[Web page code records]
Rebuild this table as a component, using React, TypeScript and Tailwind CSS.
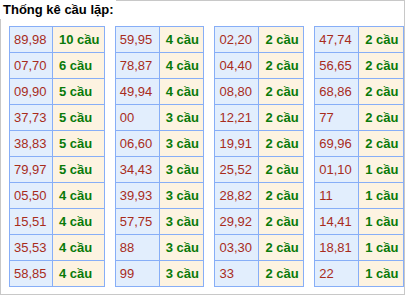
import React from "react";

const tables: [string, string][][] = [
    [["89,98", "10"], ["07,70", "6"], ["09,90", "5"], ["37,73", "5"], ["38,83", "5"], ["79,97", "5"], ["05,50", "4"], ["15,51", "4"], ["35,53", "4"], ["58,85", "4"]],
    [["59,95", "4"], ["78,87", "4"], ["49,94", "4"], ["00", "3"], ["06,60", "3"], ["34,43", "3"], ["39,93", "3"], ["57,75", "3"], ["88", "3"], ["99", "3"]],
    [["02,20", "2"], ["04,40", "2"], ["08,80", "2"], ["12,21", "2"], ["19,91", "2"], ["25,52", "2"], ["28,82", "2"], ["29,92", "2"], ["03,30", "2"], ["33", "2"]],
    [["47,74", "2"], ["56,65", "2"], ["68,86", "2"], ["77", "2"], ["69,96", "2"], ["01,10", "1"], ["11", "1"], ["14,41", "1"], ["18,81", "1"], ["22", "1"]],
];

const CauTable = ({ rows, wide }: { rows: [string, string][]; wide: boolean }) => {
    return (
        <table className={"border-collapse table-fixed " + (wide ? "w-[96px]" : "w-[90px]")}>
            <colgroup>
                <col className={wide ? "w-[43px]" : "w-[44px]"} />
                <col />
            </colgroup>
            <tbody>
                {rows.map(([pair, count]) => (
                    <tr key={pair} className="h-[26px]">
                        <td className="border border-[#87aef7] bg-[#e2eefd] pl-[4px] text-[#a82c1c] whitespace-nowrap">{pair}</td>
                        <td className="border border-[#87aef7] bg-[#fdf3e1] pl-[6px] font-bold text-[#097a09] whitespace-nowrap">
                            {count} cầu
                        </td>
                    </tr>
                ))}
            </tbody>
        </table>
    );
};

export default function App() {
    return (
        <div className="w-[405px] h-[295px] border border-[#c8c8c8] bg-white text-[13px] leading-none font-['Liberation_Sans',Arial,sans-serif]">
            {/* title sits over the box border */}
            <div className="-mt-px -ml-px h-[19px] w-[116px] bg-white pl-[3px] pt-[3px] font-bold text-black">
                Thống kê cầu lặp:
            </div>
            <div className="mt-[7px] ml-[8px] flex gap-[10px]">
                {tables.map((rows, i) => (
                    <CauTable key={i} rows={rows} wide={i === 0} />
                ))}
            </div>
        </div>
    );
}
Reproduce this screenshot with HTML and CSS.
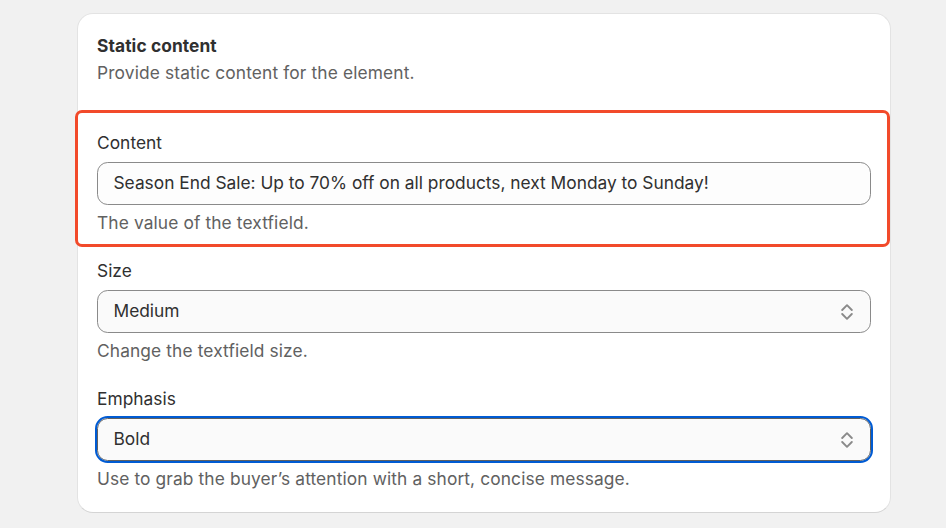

* **PROBLEM DETAILS**: Repeat the lines above exactly, and keep every picture out.

* **SOLUTION FOR THIS EXERCISE**:
Rebuild this table as a component, using React, TypeScript and Tailwind CSS.
import React from "react";

const tables: [string, string][][] = [
    [["89,98", "10"], ["07,70", "6"], ["09,90", "5"], ["37,73", "5"], ["38,83", "5"], ["79,97", "5"], ["05,50", "4"], ["15,51", "4"], ["35,53", "4"], ["58,85", "4"]],
    [["59,95", "4"], ["78,87", "4"], ["49,94", "4"], ["00", "3"], ["06,60", "3"], ["34,43", "3"], ["39,93", "3"], ["57,75", "3"], ["88", "3"], ["99", "3"]],
    [["02,20", "2"], ["04,40", "2"], ["08,80", "2"], ["12,21", "2"], ["19,91", "2"], ["25,52", "2"], ["28,82", "2"], ["29,92", "2"], ["03,30", "2"], ["33", "2"]],
    [["47,74", "2"], ["56,65", "2"], ["68,86", "2"], ["77", "2"], ["69,96", "2"], ["01,10", "1"], ["11", "1"], ["14,41", "1"], ["18,81", "1"], ["22", "1"]],
];

const CauTable = ({ rows, wide }: { rows: [string, string][]; wide: boolean }) => {
    return (
        <table className={"border-collapse table-fixed " + (wide ? "w-[96px]" : "w-[90px]")}>
            <colgroup>
                <col className={wide ? "w-[43px]" : "w-[44px]"} />
                <col />
            </colgroup>
            <tbody>
                {rows.map(([pair, count]) => (
                    <tr key={pair} className="h-[26px]">
                        <td className="border border-[#87aef7] bg-[#e2eefd] pl-[4px] text-[#a82c1c] whitespace-nowrap">{pair}</td>
                        <td className="border border-[#87aef7] bg-[#fdf3e1] pl-[6px] font-bold text-[#097a09] whitespace-nowrap">
                            {count} cầu
                        </td>
                    </tr>
                ))}
            </tbody>
        </table>
    );
};

export default function App() {
    return (
        <div className="w-[405px] h-[295px] border border-[#c8c8c8] bg-white text-[13px] leading-none font-['Liberation_Sans',Arial,sans-serif]">
            {/* title sits over the box border */}
            <div className="-mt-px -ml-px h-[19px] w-[116px] bg-white pl-[3px] pt-[3px] font-bold text-black">
                Thống kê cầu lặp:
            </div>
            <div className="mt-[7px] ml-[8px] flex gap-[10px]">
                {tables.map((rows, i) => (
                    <CauTable key={i} rows={rows} wide={i === 0} />
                ))}
            </div>
        </div>
    );
}
Reproduce this screenshot with HTML and CSS.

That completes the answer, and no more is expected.